Nature Careers 特集記事

ES細胞の研究者を募集

2009年3月26日

Gene Russo
Naturejobs editor

Nature 458, 371 (18 March 2009) | doi:10.1038/nj7236-371a

科学倫理や病気治療を超えるES細胞研究への助成規制撤廃の影響。

米国のバラク・オバマ大統領は3月9日、ES細胞(胚性幹細胞)研究に対する連邦助成規制を撤廃したが、これは科学の進歩を支持する大統領が象徴的な意思表示をしたということにとどまらず、長らく喧伝されてきた(そしてまだ保証されていない)病気治療に対しても大きく踏み込むものとなった。大統領の声明は経済に直接影響を及ぼした。短期的には研究助成解禁によって治療法が発見される見込みはない。しかし、こうした動きが目先の職や投資をもたらすだろうと信じる理由がある。

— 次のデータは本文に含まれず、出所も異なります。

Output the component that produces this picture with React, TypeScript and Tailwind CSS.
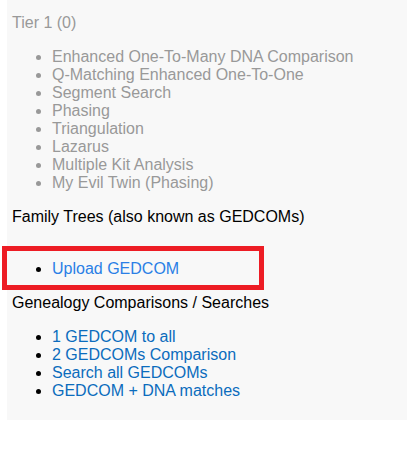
import React from "react";

const tier = [
  "Enhanced One-To-Many DNA Comparison",
  "Q-Matching Enhanced One-To-One",
  "Segment Search",
  "Phasing",
  "Triangulation",
  "Lazarus",
  "Multiple Kit Analysis",
  "My Evil Twin (Phasing)",
];

const comps = [
  "1 GEDCOM to all",
  "2 GEDCOMs Comparison",
  "Search all GEDCOMs",
  "GEDCOM + DNA matches",
];

export default function App() {
  return (
    <div
      className="relative w-[413px] h-[461px] bg-white text-[16px] leading-[18px] text-black"
      style={{ fontFamily: '"Liberation Sans", Arial, sans-serif' }}
    >
      <div className="ml-[7px] w-[400px] bg-[#f8f8f8] pl-[5px] pt-[14px] pb-[4px]">
        <div className="text-[#999999]">Tier 1 (0)</div>
        <ul className="list-disc pl-10 my-4 text-[#999999]">
          {tier.map((t) => (
            <li key={t}>{t}</li>
          ))}
        </ul>
        <div>Family Trees (also known as GEDCOMs)</div>
        <div>&nbsp;</div>
        <ul className="list-disc pl-10 my-4">
          <li>
            <a className="text-[#2a7fe6]">Upload GEDCOM</a>
          </li>
        </ul>
        <div>Genealogy Comparisons / Searches</div>
        <ul className="list-disc pl-10 my-4">
          {comps.map((t) => (
            <li key={t}>
              <a className="text-[#0b6cbd]">{t}</a>
            </li>
          ))}
        </ul>
      </div>
      <div className="absolute left-[2px] top-[246px] w-[262px] h-[44px] border-[5px] border-[#ed1c24]" />
    </div>
  );
}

オバマ大統領よると、ジョージ・W・ブッシュ前政権が「健全な科学か道徳的価値か、という誤った選択」を迫ったという。オバマ大統領は、この場合、健全な科学と道徳的価値とは矛盾せず、ES細胞の研究は人間の苦痛を和らげるための努力の一環であると主張。さらに大統領は、研究助成の解禁が、科学者に相応しい支援を提供するより大規模な計画の一部であることを示唆。科学者は「ごまかしも弾圧もなく」自分の仕事を続けることができるよう、無用な政治的影響力から遮断されるべきだというわけだ。

とはいえこの決定は、才能ある一流科学者の争奪戦に勝つためのものでもある。カリフォルニア州の努力はよく知られている。同州の30億ドルのES細胞研究イニシアティブは、州の予算が乏しいことから遅れがちではあるものの、能力ある生物学者を魅きつけている。他州も後に続こうと努力していたが、現在では、政府の助成金に道を譲るために自州の助成金プログラムの規模を縮小している(Nature 458, 130–131; 2009を参照)。韓国や英国、オーストラリアなどの国では、研究結果を追求するのみならず、研究者も求めている。

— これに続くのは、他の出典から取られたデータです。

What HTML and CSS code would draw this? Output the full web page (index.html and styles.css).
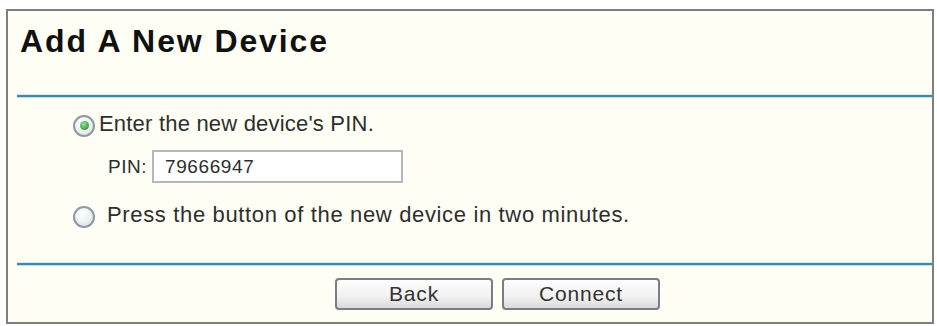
FILE: index.html
```html
<!DOCTYPE html>
<html>
<head>
<meta charset="utf-8">
<title>Add A New Device</title>
<link rel="stylesheet" href="styles.css">
</head>
<body>
<div class="panel">
  <h1 class="title">Add A New Device</h1>
  <div class="rule"></div>
  <div class="opt opt1">
    <span class="radio checked"></span>
    <span class="opt-text text1">Enter the new device's PIN.</span>
  </div>
  <div class="pin-row">
    <span class="pin-label">PIN:</span>
    <input class="pin-input" type="text" value="79666947">
  </div>
  <div class="opt opt2">
    <span class="radio"></span>
    <span class="opt-text text2">Press the button of the new device in two minutes.</span>
  </div>
  <div class="rule rule2"></div>
  <div class="buttons">
    <button class="btn">Back</button>
    <button class="btn">Connect</button>
  </div>
</div>
</body>
</html>
```

FILE: styles.css
```css
html, body {
  margin: 0;
  padding: 0;
  background: #ffffff;
}
body {
  font-family: "Liberation Sans", Arial, sans-serif;
  width: 937px;
  height: 326px;
  overflow: hidden;
}
.panel {
  box-sizing: border-box;
  margin: 9px 0 0 6px;
  width: 928px;
  border: 2px solid #7e7e7e;
  background: #fefef5;
  padding-bottom: 12px;
}
.title {
  margin: 0;
  padding: 12px 0 0 12px;
  font-size: 32px;
  line-height: 37px;
  font-weight: bold;
  letter-spacing: 1.9px;
  color: #111111;
}
.rule {
  margin: 34px 0 0 9px;
  height: 2px;
  background: #41889f;
  border-top: 1px solid #cdeef8;
  border-bottom: 1px solid #b4e4f4;
}
.opt {
  display: flex;
  align-items: center;
  padding-left: 65px;
  font-size: 22px;
  line-height: 26px;
  color: #2e2e2e;
}
.opt1 {
  margin-top: 13px;
}
.opt2 {
  margin-top: 19px;
}
.radio {
  box-sizing: border-box;
  flex: none;
  width: 22px;
  height: 22px;
  border-radius: 50%;
  border: 2px solid #8c9aa6;
  background: radial-gradient(circle at 40% 35%, #ffffff 0%, #eef0f0 50%, #d4d8da 100%);
  display: flex;
  align-items: center;
  justify-content: center;
  margin-top: 3px;
}
.radio.checked::after {
  content: "";
  width: 9px;
  height: 9px;
  border-radius: 50%;
  background: radial-gradient(circle at 40% 35%, #9be39f 0%, #3fae4a 60%, #2b8a36 100%);
}
.opt-text {
  white-space: nowrap;
}
.text1 {
  margin-left: 4px;
  letter-spacing: 0.2px;
}
.text2 {
  margin-left: 12px;
  letter-spacing: 0.65px;
}
.pin-row {
  display: flex;
  align-items: center;
  margin-top: 13px;
  padding-left: 100px;
  font-size: 19px;
  color: #2e2e2e;
}
.pin-label {
  width: 44px;
  letter-spacing: 0.5px;
}
.pin-input {
  box-sizing: border-box;
  width: 251px;
  height: 33px;
  margin: 0;
  border: 2px solid #b4b8bc;
  background: #ffffff;
  padding: 0 0 0 11px;
  font-family: "Liberation Sans", Arial, sans-serif;
  font-size: 19px;
  letter-spacing: 0.6px;
  color: #2e2e2e;
  outline: none;
}
.rule2 {
  margin-top: 34px;
}
.buttons {
  display: flex;
  gap: 9px;
  margin-top: 12px;
  padding-left: 327px;
}
.btn {
  box-sizing: border-box;
  width: 158px;
  height: 32px;
  margin: 0;
  padding: 0;
  border: 2px solid #7a7e84;
  border-radius: 4px;
  background: linear-gradient(#fdfdfd 0%, #f1f1f1 60%, #dadada 100%);
  font-family: "Liberation Sans", Arial, sans-serif;
  font-size: 21px;
  letter-spacing: 0.8px;
  color: #333333;
  line-height: 28px;
}
```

オバマ大統領は政府の不十分な支援の結果についても述べ、「有望な手段の検討は行われないままである。わが国最高の科学者の中には、研究を支援してくれる他国に渡ってしまう者もいる。また、そういう国々は、われわれの人生を変える進歩で大きく差をつけてくる可能性もある」と言う。大統領の声明は治療法発見に乗り遅れまいとする競争を促進し、現場への支援を再確認するものである。また、地球上で最高のES細胞の生物学者を見つける競争を激化させるものでもある。